Gradually, I began to realize there may be another answer. Instead of Jesus having a huge compendium of sin (although I do acknowledge He probably did) I began to think it was something deeper. Could it be that as Jesus walked the earth, when temptation was put before Him to lead Him to sin, it would be as alluring as someone trying to invite me to a bottle of perfume of the smell that I experienced as we said goodbye to Caleb and Abigail? Could it be that Jesus simply smelled death? And death is not a temptation. Especially when He was, is, and came to bring life. As I reflected in my own life, it wouldn't matter what you tried to hide the smell in or make it look good, the moment I would catch a whiff of that smell, I would be repulsed with all that I am. I began to see that that is probably one part of how Jesus walked this earth, trusting His Father, remaining connected with life, because He was life. Which leads me to the conclusion that unless we help our people, and specifically our young people, to actually find the life, there is no way we can make enough rules, or give them enough knowledge to protect them from all the permutations of sin (but that could be another article).

 

Obviously, our experience of loss took us to a place of deep brokenness and God transformed us in that dark place. We learned incredible lessons of his undying faithfulness, more than I can share here. We have found that loss brings a clarity of what is important like nothing else. I am convinced that God, in His grace, can work through our times of loss, when we are stripped of the other voices and noise of this world so that we can hear His still small voice inviting us to a place of wholeness. Just as Ellen White references in Ministry of Healing, the little caged bird which cannot learn the song its master wants it to sing, in the noise and bustle of life, so it is covered. In the darkness it learns its one song and then it can sing it for the rest of its life. Grief forces a silence on the soul, and God is greater than our grief and He is able to use that silence to speak life.
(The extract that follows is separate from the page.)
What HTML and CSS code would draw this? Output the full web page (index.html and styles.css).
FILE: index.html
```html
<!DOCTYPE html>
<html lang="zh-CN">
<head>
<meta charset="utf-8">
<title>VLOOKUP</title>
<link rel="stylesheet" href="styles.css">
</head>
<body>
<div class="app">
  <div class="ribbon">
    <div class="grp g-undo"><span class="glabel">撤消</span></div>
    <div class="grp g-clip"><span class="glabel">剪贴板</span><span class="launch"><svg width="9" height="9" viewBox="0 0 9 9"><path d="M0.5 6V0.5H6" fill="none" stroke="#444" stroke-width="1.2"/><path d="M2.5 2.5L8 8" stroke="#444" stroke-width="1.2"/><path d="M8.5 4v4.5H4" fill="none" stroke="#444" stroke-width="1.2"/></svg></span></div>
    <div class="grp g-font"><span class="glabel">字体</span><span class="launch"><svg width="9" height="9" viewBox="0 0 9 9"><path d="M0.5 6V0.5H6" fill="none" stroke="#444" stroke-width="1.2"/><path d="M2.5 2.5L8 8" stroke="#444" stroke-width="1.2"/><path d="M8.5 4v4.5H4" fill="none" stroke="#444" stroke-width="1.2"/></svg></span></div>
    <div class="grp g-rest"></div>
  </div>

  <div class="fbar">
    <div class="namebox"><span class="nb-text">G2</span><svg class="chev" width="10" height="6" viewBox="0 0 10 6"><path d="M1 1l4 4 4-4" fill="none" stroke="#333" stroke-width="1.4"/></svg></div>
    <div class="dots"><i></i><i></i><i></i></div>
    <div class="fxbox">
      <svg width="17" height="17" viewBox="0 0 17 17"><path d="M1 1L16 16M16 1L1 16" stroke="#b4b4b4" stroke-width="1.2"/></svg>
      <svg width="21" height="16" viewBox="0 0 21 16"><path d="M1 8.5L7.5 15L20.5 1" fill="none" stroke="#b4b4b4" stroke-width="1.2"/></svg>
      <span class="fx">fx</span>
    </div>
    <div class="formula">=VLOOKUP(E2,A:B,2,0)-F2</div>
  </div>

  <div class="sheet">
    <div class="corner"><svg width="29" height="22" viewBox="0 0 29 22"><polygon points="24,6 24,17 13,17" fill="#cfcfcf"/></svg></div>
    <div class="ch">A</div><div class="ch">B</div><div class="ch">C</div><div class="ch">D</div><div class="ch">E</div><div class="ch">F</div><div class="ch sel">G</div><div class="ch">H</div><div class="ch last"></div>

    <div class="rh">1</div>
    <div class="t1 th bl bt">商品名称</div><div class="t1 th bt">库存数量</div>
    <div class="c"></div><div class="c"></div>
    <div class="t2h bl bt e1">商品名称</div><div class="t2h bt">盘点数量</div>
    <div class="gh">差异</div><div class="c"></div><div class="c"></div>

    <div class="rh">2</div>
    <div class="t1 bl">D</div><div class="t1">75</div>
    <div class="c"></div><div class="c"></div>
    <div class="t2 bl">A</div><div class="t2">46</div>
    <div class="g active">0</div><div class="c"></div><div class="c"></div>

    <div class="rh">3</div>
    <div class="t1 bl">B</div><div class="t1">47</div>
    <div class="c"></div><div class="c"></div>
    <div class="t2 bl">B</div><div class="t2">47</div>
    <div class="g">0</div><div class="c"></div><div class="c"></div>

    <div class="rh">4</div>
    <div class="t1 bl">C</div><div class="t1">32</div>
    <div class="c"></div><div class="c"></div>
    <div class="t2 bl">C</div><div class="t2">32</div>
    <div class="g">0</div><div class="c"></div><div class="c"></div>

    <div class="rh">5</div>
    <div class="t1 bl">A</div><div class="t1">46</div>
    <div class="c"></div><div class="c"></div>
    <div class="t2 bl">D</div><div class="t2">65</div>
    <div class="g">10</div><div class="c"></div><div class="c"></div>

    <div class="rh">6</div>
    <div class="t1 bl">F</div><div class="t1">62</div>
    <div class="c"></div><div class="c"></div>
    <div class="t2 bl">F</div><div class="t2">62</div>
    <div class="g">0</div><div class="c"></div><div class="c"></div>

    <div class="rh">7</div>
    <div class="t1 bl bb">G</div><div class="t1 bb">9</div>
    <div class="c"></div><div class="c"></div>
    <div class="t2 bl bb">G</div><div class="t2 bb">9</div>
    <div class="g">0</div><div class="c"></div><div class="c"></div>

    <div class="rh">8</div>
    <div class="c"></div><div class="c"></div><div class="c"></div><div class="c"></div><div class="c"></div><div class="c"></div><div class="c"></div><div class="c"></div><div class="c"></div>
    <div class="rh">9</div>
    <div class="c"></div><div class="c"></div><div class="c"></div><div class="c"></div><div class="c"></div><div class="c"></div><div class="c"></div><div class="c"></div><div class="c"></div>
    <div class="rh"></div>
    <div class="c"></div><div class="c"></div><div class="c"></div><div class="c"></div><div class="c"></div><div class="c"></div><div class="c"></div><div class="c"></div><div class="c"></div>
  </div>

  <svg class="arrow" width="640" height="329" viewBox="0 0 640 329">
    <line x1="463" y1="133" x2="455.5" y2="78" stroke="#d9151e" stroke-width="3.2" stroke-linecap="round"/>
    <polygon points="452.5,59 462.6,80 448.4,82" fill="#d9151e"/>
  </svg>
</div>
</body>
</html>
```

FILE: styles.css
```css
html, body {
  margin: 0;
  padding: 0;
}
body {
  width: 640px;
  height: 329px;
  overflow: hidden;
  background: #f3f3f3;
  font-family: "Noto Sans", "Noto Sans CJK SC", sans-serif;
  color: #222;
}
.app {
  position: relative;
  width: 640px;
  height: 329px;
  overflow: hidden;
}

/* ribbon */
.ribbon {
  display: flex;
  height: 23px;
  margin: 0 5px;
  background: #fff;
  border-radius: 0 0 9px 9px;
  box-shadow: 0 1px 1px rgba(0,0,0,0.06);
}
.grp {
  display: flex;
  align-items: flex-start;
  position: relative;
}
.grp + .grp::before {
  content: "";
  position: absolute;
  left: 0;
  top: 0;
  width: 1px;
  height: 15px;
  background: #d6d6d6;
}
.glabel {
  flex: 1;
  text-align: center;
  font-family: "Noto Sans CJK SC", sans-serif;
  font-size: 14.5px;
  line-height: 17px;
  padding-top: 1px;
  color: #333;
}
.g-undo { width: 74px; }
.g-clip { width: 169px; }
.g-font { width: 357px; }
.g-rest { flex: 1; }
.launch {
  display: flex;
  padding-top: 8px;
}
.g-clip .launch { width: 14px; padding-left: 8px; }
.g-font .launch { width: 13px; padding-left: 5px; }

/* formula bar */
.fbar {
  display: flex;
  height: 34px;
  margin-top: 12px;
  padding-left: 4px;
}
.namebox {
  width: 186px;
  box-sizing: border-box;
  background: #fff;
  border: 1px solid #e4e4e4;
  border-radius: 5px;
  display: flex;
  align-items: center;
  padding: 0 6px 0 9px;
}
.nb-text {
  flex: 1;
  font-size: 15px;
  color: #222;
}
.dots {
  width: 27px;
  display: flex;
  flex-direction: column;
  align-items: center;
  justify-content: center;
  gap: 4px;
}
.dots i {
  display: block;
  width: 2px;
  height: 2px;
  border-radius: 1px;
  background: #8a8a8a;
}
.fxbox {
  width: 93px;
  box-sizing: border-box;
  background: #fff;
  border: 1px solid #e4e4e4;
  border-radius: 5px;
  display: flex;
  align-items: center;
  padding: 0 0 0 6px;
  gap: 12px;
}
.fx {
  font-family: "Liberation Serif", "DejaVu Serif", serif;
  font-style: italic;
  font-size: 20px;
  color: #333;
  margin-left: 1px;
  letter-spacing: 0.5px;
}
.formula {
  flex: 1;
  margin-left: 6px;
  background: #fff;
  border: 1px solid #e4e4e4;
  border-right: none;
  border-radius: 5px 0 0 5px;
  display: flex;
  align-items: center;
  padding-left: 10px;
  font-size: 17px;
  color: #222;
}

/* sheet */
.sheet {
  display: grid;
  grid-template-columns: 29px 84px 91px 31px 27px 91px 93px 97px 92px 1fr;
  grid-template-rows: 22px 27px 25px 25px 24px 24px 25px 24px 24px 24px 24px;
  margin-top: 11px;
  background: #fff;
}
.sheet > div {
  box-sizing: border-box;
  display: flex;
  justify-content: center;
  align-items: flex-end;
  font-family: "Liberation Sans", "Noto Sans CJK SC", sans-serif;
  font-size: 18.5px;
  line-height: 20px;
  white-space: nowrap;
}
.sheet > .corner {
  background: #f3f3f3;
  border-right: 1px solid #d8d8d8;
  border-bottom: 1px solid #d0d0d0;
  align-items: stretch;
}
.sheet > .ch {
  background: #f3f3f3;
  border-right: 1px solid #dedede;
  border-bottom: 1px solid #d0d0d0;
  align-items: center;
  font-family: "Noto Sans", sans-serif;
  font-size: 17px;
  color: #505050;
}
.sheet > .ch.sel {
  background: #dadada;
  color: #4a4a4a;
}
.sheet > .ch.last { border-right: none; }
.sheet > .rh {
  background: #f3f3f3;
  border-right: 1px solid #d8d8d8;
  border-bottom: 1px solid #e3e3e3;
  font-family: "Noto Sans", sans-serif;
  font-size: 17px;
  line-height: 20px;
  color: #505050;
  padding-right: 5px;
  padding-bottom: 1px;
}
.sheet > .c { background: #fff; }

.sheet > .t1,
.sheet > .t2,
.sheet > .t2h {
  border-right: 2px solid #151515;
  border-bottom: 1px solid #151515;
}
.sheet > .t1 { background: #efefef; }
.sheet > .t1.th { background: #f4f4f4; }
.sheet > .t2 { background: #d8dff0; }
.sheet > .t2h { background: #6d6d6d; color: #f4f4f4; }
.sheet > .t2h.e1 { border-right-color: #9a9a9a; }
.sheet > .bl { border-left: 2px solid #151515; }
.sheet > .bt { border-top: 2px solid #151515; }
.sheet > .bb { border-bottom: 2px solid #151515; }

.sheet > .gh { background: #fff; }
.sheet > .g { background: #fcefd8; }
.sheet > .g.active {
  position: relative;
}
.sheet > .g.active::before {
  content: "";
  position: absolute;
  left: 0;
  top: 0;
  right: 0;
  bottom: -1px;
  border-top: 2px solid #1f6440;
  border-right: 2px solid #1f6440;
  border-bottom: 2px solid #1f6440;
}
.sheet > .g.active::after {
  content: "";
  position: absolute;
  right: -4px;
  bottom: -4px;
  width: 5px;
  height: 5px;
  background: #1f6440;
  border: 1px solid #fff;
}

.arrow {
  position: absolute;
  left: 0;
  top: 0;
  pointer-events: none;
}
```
As this week's lesson brings out a number of powerful verses to give encouragement as we walk the journey of grief and loss, there is one more amazing reality as Paul mentions in 2 Corinthians 1:3-5. God in His grace and mercy is able to turn all things (Romans 8:28) in such a way that He also empowers us to minister to a broken and hurting world around us. My wife and I can say, like Joseph did years ago, you meant it for evil, but God has turned it for good. When we allow God to work in the darkness, when we let His love shine, and trust His plan, relying on His power, He is able to make our times of loss some of the most powerful and important in our lives. I hope you will get a glimpse of that this week as you study.